— START OF Dataset extract —

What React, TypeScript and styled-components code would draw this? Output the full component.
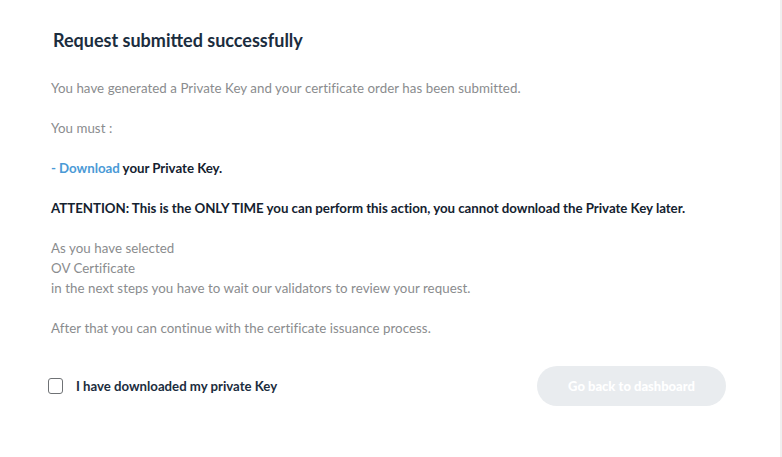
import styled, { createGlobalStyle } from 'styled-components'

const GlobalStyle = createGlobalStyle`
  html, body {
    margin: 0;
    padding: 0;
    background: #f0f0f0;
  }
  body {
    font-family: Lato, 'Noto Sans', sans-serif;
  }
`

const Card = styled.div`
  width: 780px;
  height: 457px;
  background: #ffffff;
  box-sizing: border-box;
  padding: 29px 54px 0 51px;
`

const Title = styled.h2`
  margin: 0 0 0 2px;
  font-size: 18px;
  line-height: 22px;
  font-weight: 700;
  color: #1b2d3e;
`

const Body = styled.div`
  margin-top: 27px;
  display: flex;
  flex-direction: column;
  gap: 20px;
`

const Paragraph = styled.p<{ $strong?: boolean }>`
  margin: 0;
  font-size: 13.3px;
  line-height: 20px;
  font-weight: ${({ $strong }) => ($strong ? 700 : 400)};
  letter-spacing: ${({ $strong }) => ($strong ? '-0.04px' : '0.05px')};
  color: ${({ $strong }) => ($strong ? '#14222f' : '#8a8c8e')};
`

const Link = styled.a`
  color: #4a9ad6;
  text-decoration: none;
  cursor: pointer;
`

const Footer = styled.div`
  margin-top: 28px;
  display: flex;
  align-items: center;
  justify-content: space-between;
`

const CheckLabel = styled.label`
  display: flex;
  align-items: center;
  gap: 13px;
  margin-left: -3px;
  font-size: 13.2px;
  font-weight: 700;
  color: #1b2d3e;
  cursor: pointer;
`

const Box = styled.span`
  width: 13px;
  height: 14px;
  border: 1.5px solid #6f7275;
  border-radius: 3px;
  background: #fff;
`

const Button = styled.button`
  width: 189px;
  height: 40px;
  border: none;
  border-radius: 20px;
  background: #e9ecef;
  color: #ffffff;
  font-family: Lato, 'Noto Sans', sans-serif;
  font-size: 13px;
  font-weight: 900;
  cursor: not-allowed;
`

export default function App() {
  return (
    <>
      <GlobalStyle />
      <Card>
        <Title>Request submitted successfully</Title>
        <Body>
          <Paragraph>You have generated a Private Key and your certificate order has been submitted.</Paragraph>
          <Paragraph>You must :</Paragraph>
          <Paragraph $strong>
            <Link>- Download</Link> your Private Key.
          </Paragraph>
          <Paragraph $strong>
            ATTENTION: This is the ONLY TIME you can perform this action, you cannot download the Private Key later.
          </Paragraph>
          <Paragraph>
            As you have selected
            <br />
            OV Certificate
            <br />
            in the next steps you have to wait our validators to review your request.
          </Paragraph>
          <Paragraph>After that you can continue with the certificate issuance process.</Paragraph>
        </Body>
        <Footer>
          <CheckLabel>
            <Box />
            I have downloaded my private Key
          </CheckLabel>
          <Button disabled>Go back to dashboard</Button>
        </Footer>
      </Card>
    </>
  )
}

— END OF Dataset extract —

**What is asked**
Reproduce the material in its entirety and word for word, without the pictures.

**Answer to the exercise**
What React, TypeScript and styled-components code would draw this? Output the full component.
import styled, { createGlobalStyle } from 'styled-components'

const GlobalStyle = createGlobalStyle`
  html, body {
    margin: 0;
    padding: 0;
    background: #f0f0f0;
  }
  body {
    font-family: Lato, 'Noto Sans', sans-serif;
  }
`

const Card = styled.div`
  width: 780px;
  height: 457px;
  background: #ffffff;
  box-sizing: border-box;
  padding: 29px 54px 0 51px;
`

const Title = styled.h2`
  margin: 0 0 0 2px;
  font-size: 18px;
  line-height: 22px;
  font-weight: 700;
  color: #1b2d3e;
`

const Body = styled.div`
  margin-top: 27px;
  display: flex;
  flex-direction: column;
  gap: 20px;
`

const Paragraph = styled.p<{ $strong?: boolean }>`
  margin: 0;
  font-size: 13.3px;
  line-height: 20px;
  font-weight: ${({ $strong }) => ($strong ? 700 : 400)};
  letter-spacing: ${({ $strong }) => ($strong ? '-0.04px' : '0.05px')};
  color: ${({ $strong }) => ($strong ? '#14222f' : '#8a8c8e')};
`

const Link = styled.a`
  color: #4a9ad6;
  text-decoration: none;
  cursor: pointer;
`

const Footer = styled.div`
  margin-top: 28px;
  display: flex;
  align-items: center;
  justify-content: space-between;
`

const CheckLabel = styled.label`
  display: flex;
  align-items: center;
  gap: 13px;
  margin-left: -3px;
  font-size: 13.2px;
  font-weight: 700;
  color: #1b2d3e;
  cursor: pointer;
`

const Box = styled.span`
  width: 13px;
  height: 14px;
  border: 1.5px solid #6f7275;
  border-radius: 3px;
  background: #fff;
`

const Button = styled.button`
  width: 189px;
  height: 40px;
  border: none;
  border-radius: 20px;
  background: #e9ecef;
  color: #ffffff;
  font-family: Lato, 'Noto Sans', sans-serif;
  font-size: 13px;
  font-weight: 900;
  cursor: not-allowed;
`

export default function App() {
  return (
    <>
      <GlobalStyle />
      <Card>
        <Title>Request submitted successfully</Title>
        <Body>
          <Paragraph>You have generated a Private Key and your certificate order has been submitted.</Paragraph>
          <Paragraph>You must :</Paragraph>
          <Paragraph $strong>
            <Link>- Download</Link> your Private Key.
          </Paragraph>
          <Paragraph $strong>
            ATTENTION: This is the ONLY TIME you can perform this action, you cannot download the Private Key later.
          </Paragraph>
          <Paragraph>
            As you have selected
            <br />
            OV Certificate
            <br />
            in the next steps you have to wait our validators to review your request.
          </Paragraph>
          <Paragraph>After that you can continue with the certificate issuance process.</Paragraph>
        </Body>
        <Footer>
          <CheckLabel>
            <Box />
            I have downloaded my private Key
          </CheckLabel>
          <Button disabled>Go back to dashboard</Button>
        </Footer>
      </Card>
    </>
  )
}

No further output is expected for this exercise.